Quotations from Christopher McCandless’s diary and a long message he scrawls on a board inside the bus give the reader more direct insight into his happiness. He details his exploits with more exclamation points and underlining. Krakauer describes his hunting efforts as feasts and is careful to relate McCandless’s setbacks only in terms of lessons learned and future triumphs. McCandless’s acquisition and hard study of a book of edible plants at the University of Alaska bookstore shows his dedication and his intellectual acumen. The fact that the book is a compilation of native lore also seems to illustrate McCandless’s savvy and ability to adapt to a minimalist lifestyle of communing with nature. The use of numbered lists in McCandless’s journal, the jotting up of all his successful hunting kills, and his tidy organizing of his chores into short-term and long-term categories seems to bode well for his chances of survival. This supposed competence, though it is soon to be undermined, simulate what McCandless’s state of mind must have been at the time.

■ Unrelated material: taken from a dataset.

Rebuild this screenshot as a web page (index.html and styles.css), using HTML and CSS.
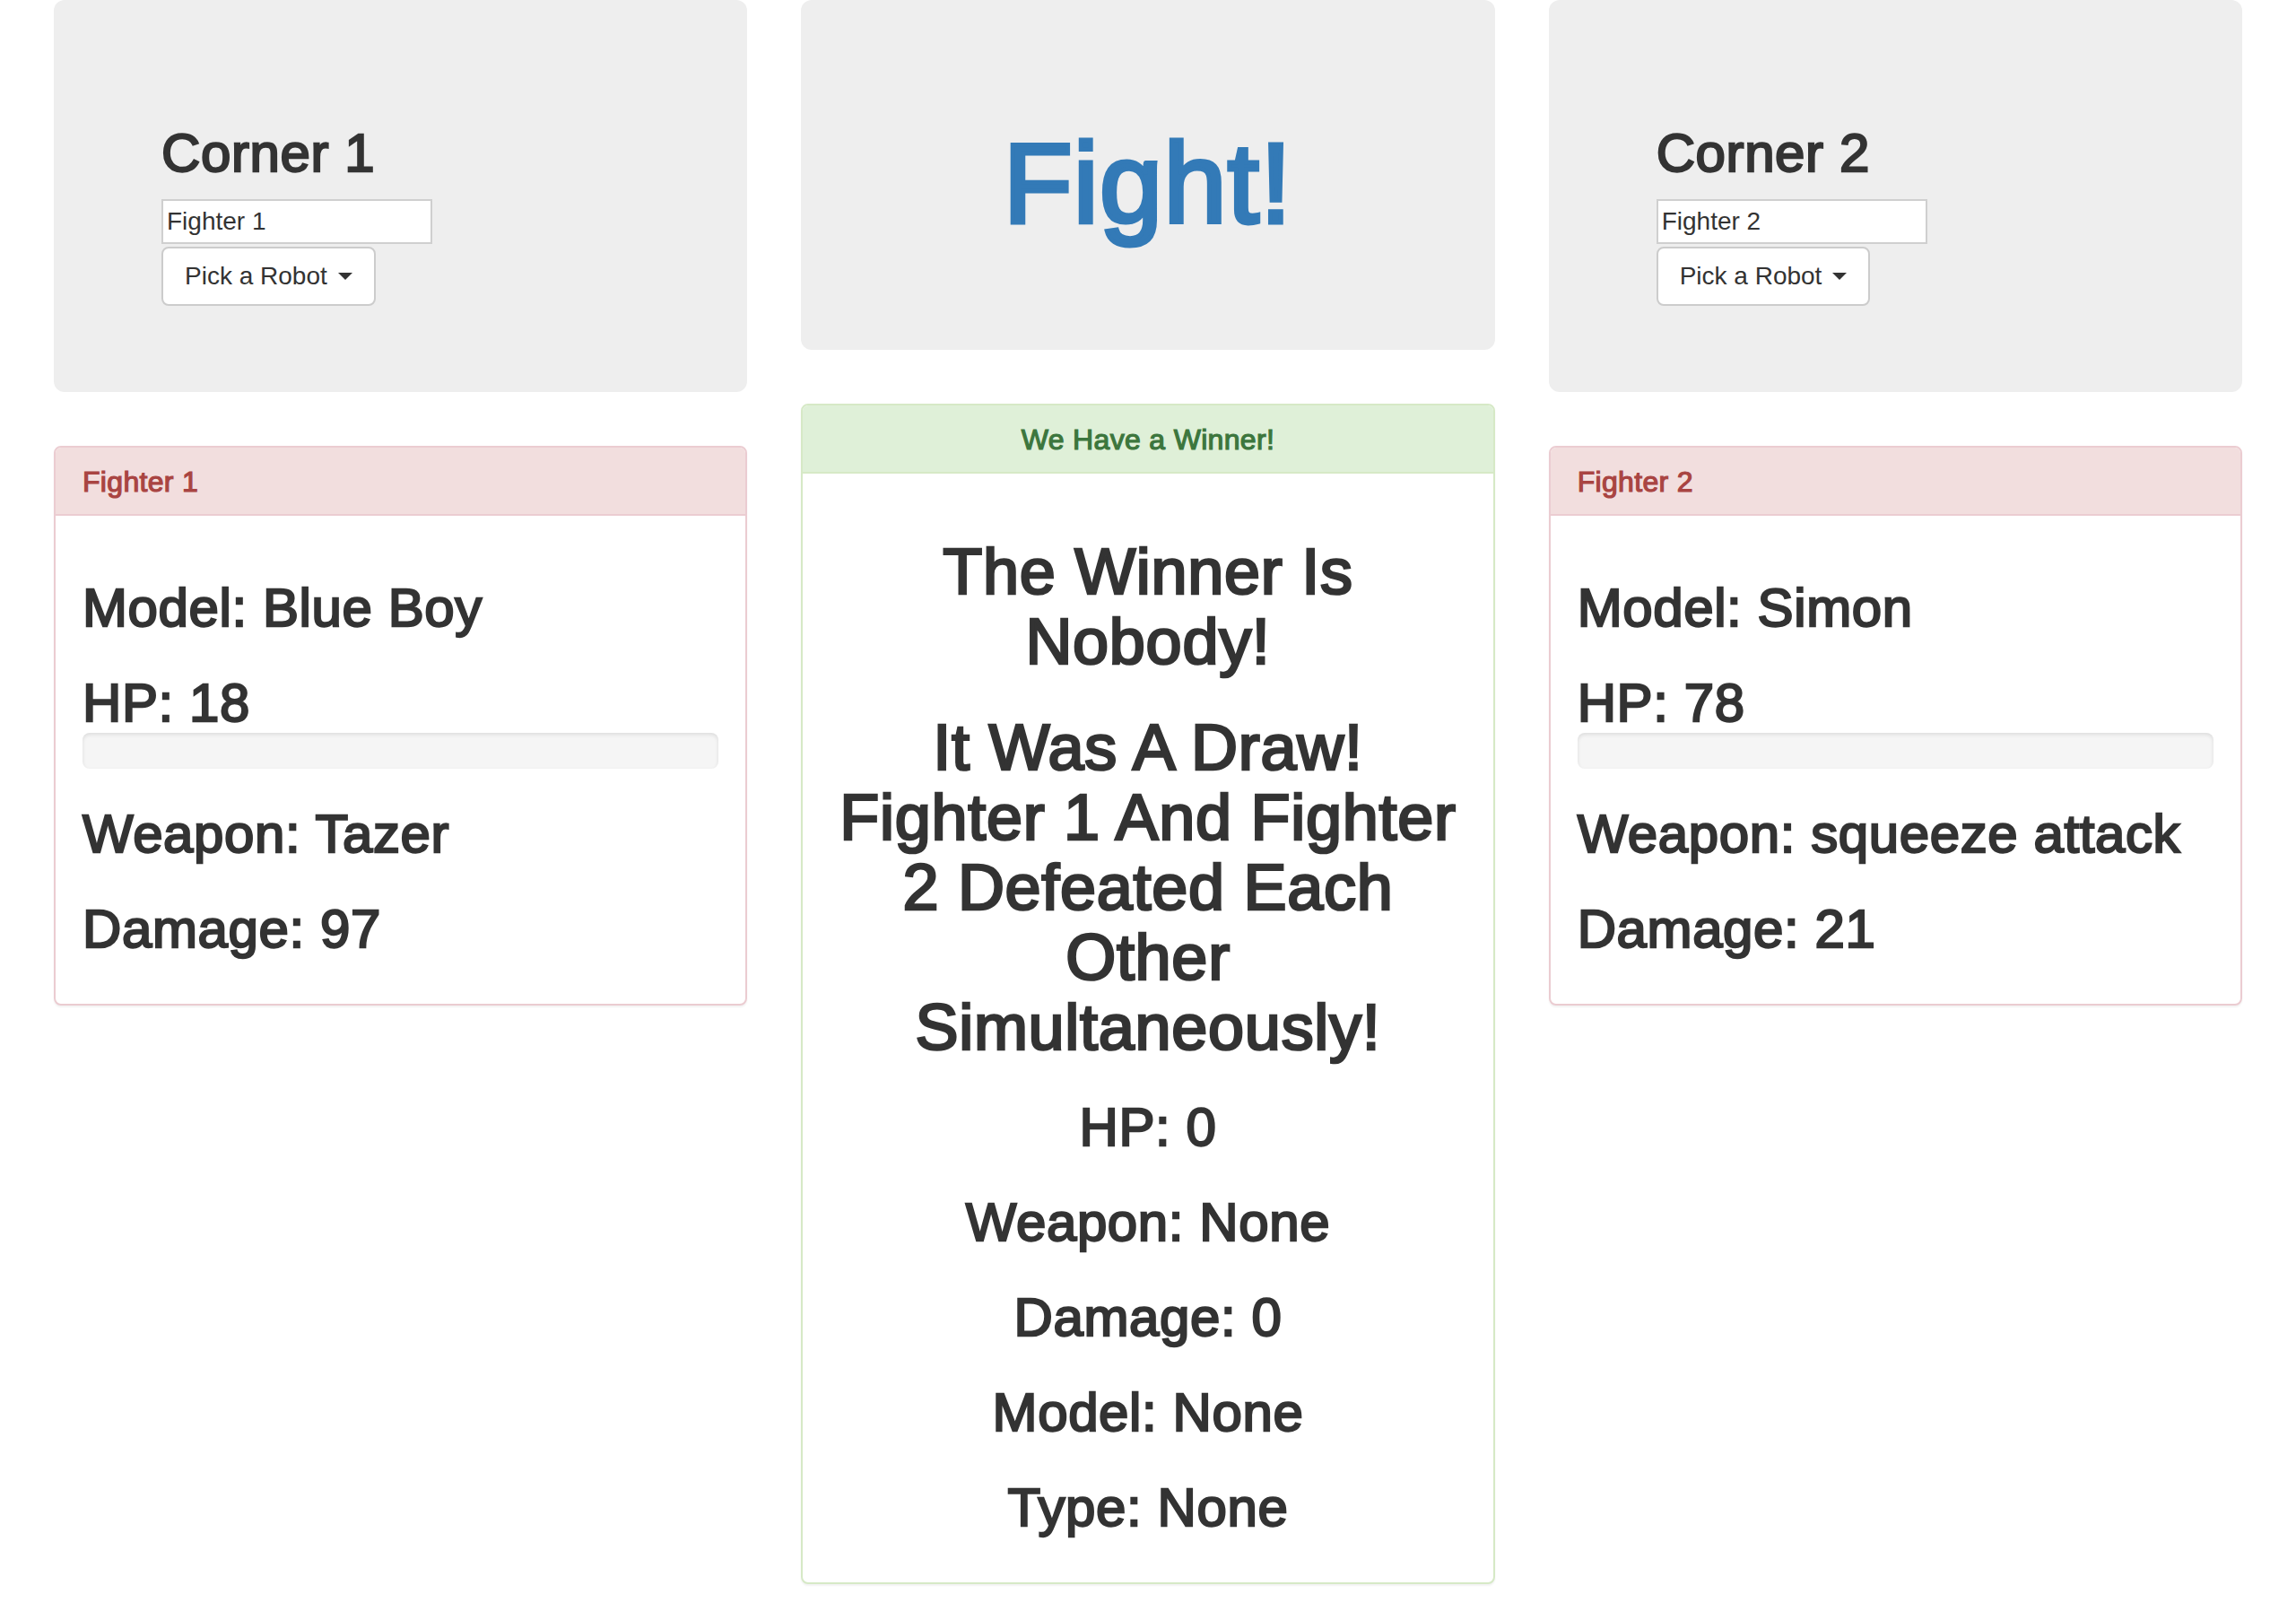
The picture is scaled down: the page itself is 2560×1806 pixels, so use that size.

Most of the narration in Chapter Sixteen acquires a bittersweet tone from the knowledge that Christopher is going to die. Incidents that could be grimly humorous, including the messy and disastrous smoking of the moose meat, are transformed by the knowledge of McCandless’s impending starvation. If he had been able to preserve the moose, he might have lived much longer. Indeed the lessons McCandless supposedly learns from failing to preserve the meat and his subsequent reading in Henry David Thoreau involve a grandiosity about his rebirth that cast a pall over the latter half of Chapter Sixteen. When he fails to cross the Teklanika River at the end of the chapter, this tone only darkens into a sense of dread. A bleak irony attends the chapter’s last episode, when McCandless turns back, since Krakauer and therefore the reader know he could perhaps have waded across, as well as the fact that he was close to a highway. Krakauer’s explicit statement that McCandless has to head back into the unforgiving bush foreshadows the difficulties that await him.